In this lesson, you'll be learning about weather patterns. We'll cover the five main components of weather and look at how specific patterns develop, as well as the forces driving weather movement across the world.

What Is a Weather Pattern?

Have you ever noticed how there will be beautiful, sunny weather for days on end, but then one day you wake up and it's gray and raining? The rain doesn't always stop within the day either, and sometimes the gloomy days go on just as the sunny days did. When the weather maintains consistency for a period of time it's called a weather pattern. Changes in weather are important to human life, as it governs our daily activities and brings moisture to nourish agriculture and be consumed. For example, do you need to protect your house from heavy rains or your lawn from dry temperatures that can cause brush fires? More serious weather, like tornados and hurricanes, can cause severe damage to people and properties. Today, we'll be learning about the different aspects of weather patterns, how they develop, and their movement across the country.

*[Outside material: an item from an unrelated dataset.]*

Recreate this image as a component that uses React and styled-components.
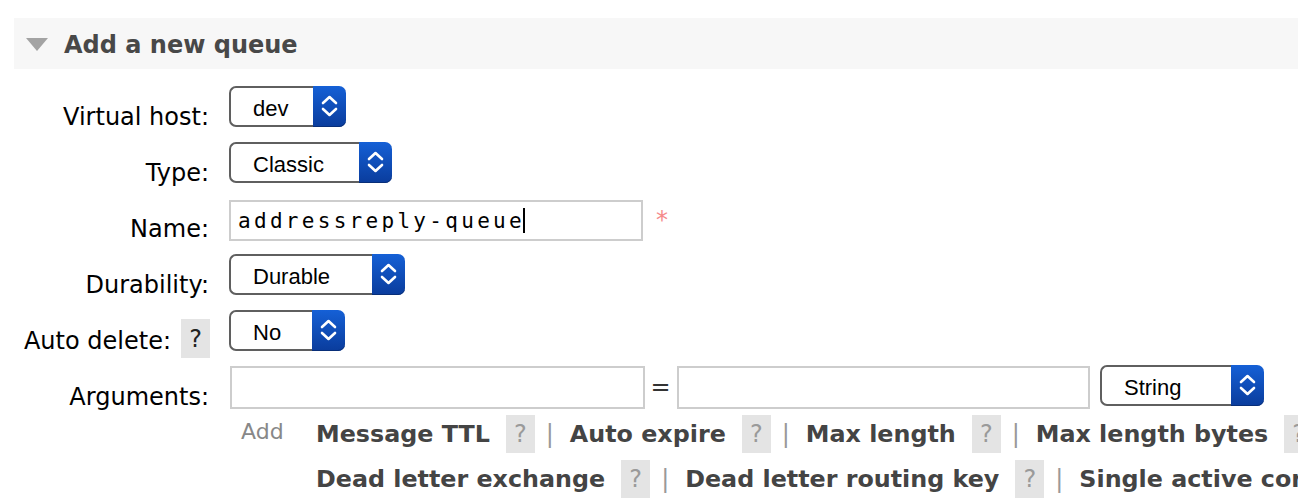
import React from "react";
import styled, { createGlobalStyle } from "styled-components";

const GlobalStyle = createGlobalStyle`
  html, body {
    margin: 0;
    padding: 0;
    background: #fff;
    overflow: hidden;
  }
  body {
    font-family: "DejaVu Sans", Verdana, sans-serif;
    color: #000;
  }
`;

const selects = {
  vhost: { value: "dev", width: 117 },
  type: { value: "Classic", width: 163 },
  durability: { value: "Durable", width: 176 },
  autoDelete: { value: "No", width: 116 },
  argType: { value: "String", width: 164 },
};

const helpLines = [
  ["Message TTL", "Auto expire", "Max length", "Max length bytes"],
  ["Dead letter exchange", "Dead letter routing key", "Single active consumer"],
];

const Chevrons = () => (
  <svg width="33" height="41" viewBox="0 0 33 41">
    <path
      d="M10 17 L16.5 11 L23 17 M10 23 L16.5 29 L23 23"
      fill="none"
      stroke="#fff"
      strokeWidth="2.6"
      strokeLinecap="round"
      strokeLinejoin="round"
    />
  </svg>
);

const SelectBox = ({ value, width }) => (
  <Select $width={width}>
    <SelectValue>{value}</SelectValue>
    <SelectArrows>
      <Chevrons />
    </SelectArrows>
  </Select>
);

const App = () => {
  return (
    <>
      <GlobalStyle />
      <Page>
        <SectionHeader>
          <Toggle />
          <Title>Add a new queue</Title>
        </SectionHeader>

        <Form>
          <Row>
            <Label>
              <LabelText>Virtual host:</LabelText>
            </Label>
            <Controls>
              <SelectBox {...selects.vhost} />
            </Controls>
          </Row>

          <Row>
            <Label>
              <LabelText>Type:</LabelText>
            </Label>
            <Controls>
              <SelectBox {...selects.type} />
            </Controls>
          </Row>

          <Row>
            <Label>
              <LabelText>Name:</LabelText>
            </Label>
            <Controls>
              <TextField $width={414}>
                addressreply-queue
                <Caret />
              </TextField>
              <Required>*</Required>
            </Controls>
          </Row>

          <Row>
            <Label>
              <LabelText>Durability:</LabelText>
            </Label>
            <Controls>
              <SelectBox {...selects.durability} />
            </Controls>
          </Row>

          <Row>
            <Label>
              <LabelText>Auto delete:</LabelText>
              <LabelHelp>?</LabelHelp>
            </Label>
            <Controls>
              <SelectBox {...selects.autoDelete} />
            </Controls>
          </Row>

          <Row $compact>
            <Label>
              <LabelText>Arguments:</LabelText>
            </Label>
            <Controls>
              <ArgField $width={415} />
              <Equals>=</Equals>
              <ArgField $width={413} />
              <ArgType>
                <SelectBox {...selects.argType} />
              </ArgType>
            </Controls>
          </Row>

          <HelpArea>
            <AddLink>Add</AddLink>
            <HelpLines>
              {helpLines.map((line, i) => (
                <HelpLine key={i}>
                  {line.map((name, j) => (
                    <React.Fragment key={name}>
                      <ArgLink>{name}</ArgLink>
                      <HelpBox>?</HelpBox>
                      {j < line.length - 1 || i === 0 ? <Pipe>|</Pipe> : null}
                    </React.Fragment>
                  ))}
                </HelpLine>
              ))}
            </HelpLines>
          </HelpArea>
        </Form>
      </Page>
    </>
  );
};

// Styled Components
const Page = styled.div`
  padding: 18px 0 0 14px;
  width: 1284px;
`;

const SectionHeader = styled.div`
  height: 51px;
  background: #f7f7f7;
  display: flex;
  align-items: center;
  padding-left: 12px;
  gap: 16px;
`;

const Toggle = styled.span`
  width: 0;
  height: 0;
  border-left: 11px solid transparent;
  border-right: 11px solid transparent;
  border-top: 13px solid #a3a3a3;
  margin-top: 2px;
`;

const Title = styled.h2`
  margin: 2px 0 0;
  font-size: 24px;
  font-weight: bold;
  color: #484848;
  line-height: 28px;
`;

const Form = styled.div`
  padding-top: 17px;
`;

const Row = styled.div`
  display: grid;
  grid-template-columns: 196px auto;
  column-gap: 19px;
  height: ${({ $compact }) => ($compact ? "49px" : "56px")};
`;

const Label = styled.div`
  display: flex;
  justify-content: flex-end;
  align-items: flex-start;
  white-space: nowrap;
`;

const LabelText = styled.span`
  padding-top: 17px;
  margin-right: 1px;
  font-size: 24px;
  line-height: 28px;
`;

const LabelHelp = styled.span`
  width: 29px;
  height: 39px;
  margin: 9px 0 0 9px;
  background: #e4e4e4;
  font-size: 24px;
  line-height: 41px;
  text-align: center;
  color: #222;
`;

const Controls = styled.div`
  display: flex;
  align-items: flex-start;
`;

const Select = styled.div`
  width: ${({ $width }) => $width}px;
  height: 41px;
  display: flex;
  flex-shrink: 0;
`;

const SelectValue = styled.div`
  flex: 1;
  box-sizing: border-box;
  border: 2px solid #5f5f5f;
  border-right: none;
  border-radius: 7px 0 0 7px;
  background: #fff;
  padding: 2px 0 0 22px;
  font-family: "Liberation Sans", Arial, sans-serif;
  font-size: 22px;
  line-height: 37px;
  color: #000;
`;

const SelectArrows = styled.div`
  width: 33px;
  height: 41px;
  border-radius: 0 7px 7px 0;
  background: linear-gradient(#1560d6, #0a3c9c);
  box-shadow: inset 0 -1px 0 #082e78;
  display: flex;
`;

const TextField = styled.div`
  width: ${({ $width }) => $width}px;
  height: 41px;
  margin-top: 2px;
  box-sizing: border-box;
  border: 2px solid #cdcdcd;
  padding-left: 7px;
  display: flex;
  align-items: center;
  font-family: "DejaVu Sans Mono", monospace;
  font-size: 21px;
  letter-spacing: 3.3px;
  color: #000;
`;

const Caret = styled.span`
  width: 2px;
  height: 25px;
  margin-left: -2px;
  background: #000;
`;

const Required = styled.span`
  margin-left: 13px;
  padding-top: 8px;
  font-size: 24px;
  line-height: 28px;
  color: #f58a8a;
`;

const ArgField = styled.div`
  width: ${({ $width }) => $width}px;
  height: 43px;
  margin-left: 1px;
  flex-shrink: 0;
  box-sizing: border-box;
  border: 2px solid #cdcdcd;
  background: #fff;
`;

const Equals = styled.span`
  width: 31px;
  text-align: center;
  font-size: 24px;
  line-height: 43px;
  color: #333;
`;

const ArgType = styled.div`
  margin: -1px 0 0 10px;
`;

const HelpArea = styled.div`
  display: flex;
  align-items: flex-start;
  padding-left: 227px;
`;

const AddLink = styled.span`
  flex: 0 0 75px;
  padding-top: 3px;
  font-size: 22px;
  line-height: 28px;
  color: #888;
`;

const HelpLines = styled.div`
  display: flex;
  flex-direction: column;
  flex-shrink: 0;
`;

const HelpLine = styled.div`
  display: flex;
  align-items: flex-start;
  height: 45px;
  white-space: nowrap;
`;

const ArgLink = styled.span`
  font-size: 23.8px;
  font-weight: bold;
  line-height: 38px;
  color: #444;
`;

const HelpBox = styled.span`
  width: 29px;
  height: 38px;
  margin-left: 16px;
  background: #e4e4e4;
  font-size: 24px;
  line-height: 38px;
  text-align: center;
  color: #9a9a9a;
`;

const Pipe = styled.span`
  width: 8px;
  margin: 0 16px 0 11px;
  font-size: 24px;
  line-height: 38px;
  color: #999;
`;

export default App;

Components of Weather Patterns

There are five main components to weather:

  • Temperature
  • Humidity
  • Air pressure
  • Wind
  • Precipitation

Temperature is how warm or cool the air is in the atmosphere, while humidity measures how much moisture is present in the atmosphere. Humidity also influences the perceived temperature, and anyone who's been stuck outside on a humid day can attest to how hot it feels compared to a day at the same temperature with low humidity. The high moisture content in the air prevents the sweat from evaporating off of our skin, which would normally keep us cool.

Air pressure is the amount of air molecules packed into an area. Changes in atmospheric pressure create weather patterns, which we'll discuss later on. High pressure areas bring calm, cool, sunny weather whereas low pressure areas bring warm weather, rain, and clouds.

Wind is the movement of air through the atmosphere, and it helps to move air from high pressure areas to low pressure areas. Changes in air pressure also bring about clouds, collections of dust, and water vapor in the atmosphere. Precipitation is any form of water falling from the clouds; the most common forms that you may be familiar with are snow and rain. These processes bring changes in temperature and greatly influence human activity.

How Weather Patterns Develop

Now that we know some basics, let's look at how weather patterns develop. Weather patterns start with air masses, which are large bodies of air with uniform temperatures and air pressure. Air masses are categorized based on the temperature (polar or tropical) and their origin (land or marine). The origins of the air masses influence the humidity of the air.

Cold Front Movement

When two air masses collide, the fronts, or leading edges, create weather patterns like clouds, precipitation, and even tornados. High pressure systems usually bring cooler temperatures, called a cold front. High pressure air is dense because the temperature is lower, pushing the air molecules together and making it sink.